=== Data extract ===
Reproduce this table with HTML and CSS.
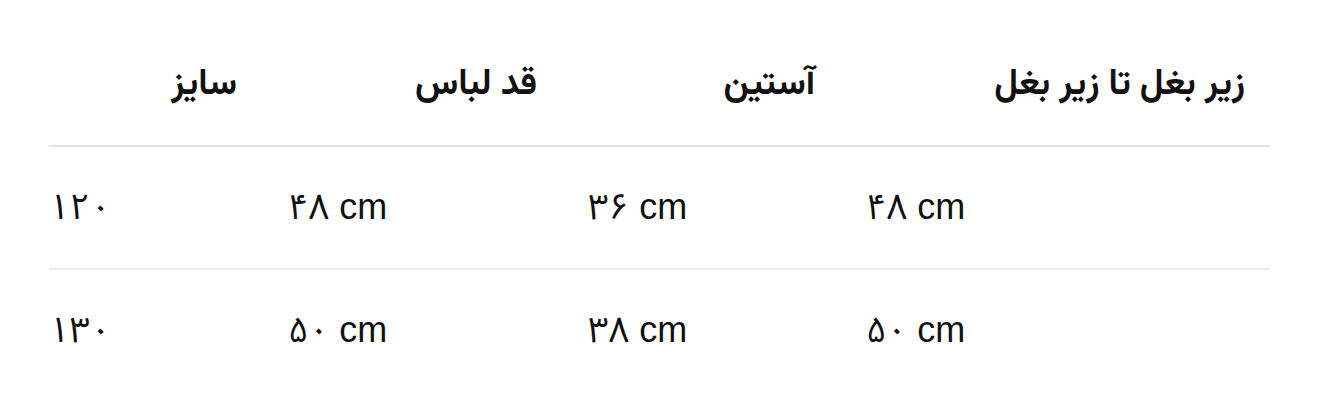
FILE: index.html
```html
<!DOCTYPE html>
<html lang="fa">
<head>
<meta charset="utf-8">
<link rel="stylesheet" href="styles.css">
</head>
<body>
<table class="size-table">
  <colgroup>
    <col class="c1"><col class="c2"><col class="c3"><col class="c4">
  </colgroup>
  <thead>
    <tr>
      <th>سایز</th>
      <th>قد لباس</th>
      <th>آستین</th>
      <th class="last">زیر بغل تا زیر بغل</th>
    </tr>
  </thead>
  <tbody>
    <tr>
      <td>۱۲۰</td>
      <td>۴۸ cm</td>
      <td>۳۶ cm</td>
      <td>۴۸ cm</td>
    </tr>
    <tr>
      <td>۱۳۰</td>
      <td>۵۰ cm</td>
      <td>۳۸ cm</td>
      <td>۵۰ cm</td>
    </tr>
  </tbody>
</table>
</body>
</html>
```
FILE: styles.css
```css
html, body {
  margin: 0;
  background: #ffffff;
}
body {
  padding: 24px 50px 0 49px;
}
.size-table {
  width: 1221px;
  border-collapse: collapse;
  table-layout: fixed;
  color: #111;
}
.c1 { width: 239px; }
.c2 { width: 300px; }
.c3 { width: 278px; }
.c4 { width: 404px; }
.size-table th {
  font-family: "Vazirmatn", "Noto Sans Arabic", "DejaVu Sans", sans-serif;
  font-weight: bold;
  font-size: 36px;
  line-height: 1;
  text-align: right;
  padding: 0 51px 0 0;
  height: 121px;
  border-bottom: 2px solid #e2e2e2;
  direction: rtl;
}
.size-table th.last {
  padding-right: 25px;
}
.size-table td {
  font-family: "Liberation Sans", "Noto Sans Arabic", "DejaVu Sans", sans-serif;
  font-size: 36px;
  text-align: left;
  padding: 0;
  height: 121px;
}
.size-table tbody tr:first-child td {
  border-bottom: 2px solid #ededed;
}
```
===
Pick out the lines containing the string "table" and show them.

Reproduce this table with HTML and CSS.
<table class="size-table">
</table>
.size-table {
  table-layout: fixed;
.size-table th {
.size-table th.last {
.size-table td {
.size-table tbody tr:first-child td {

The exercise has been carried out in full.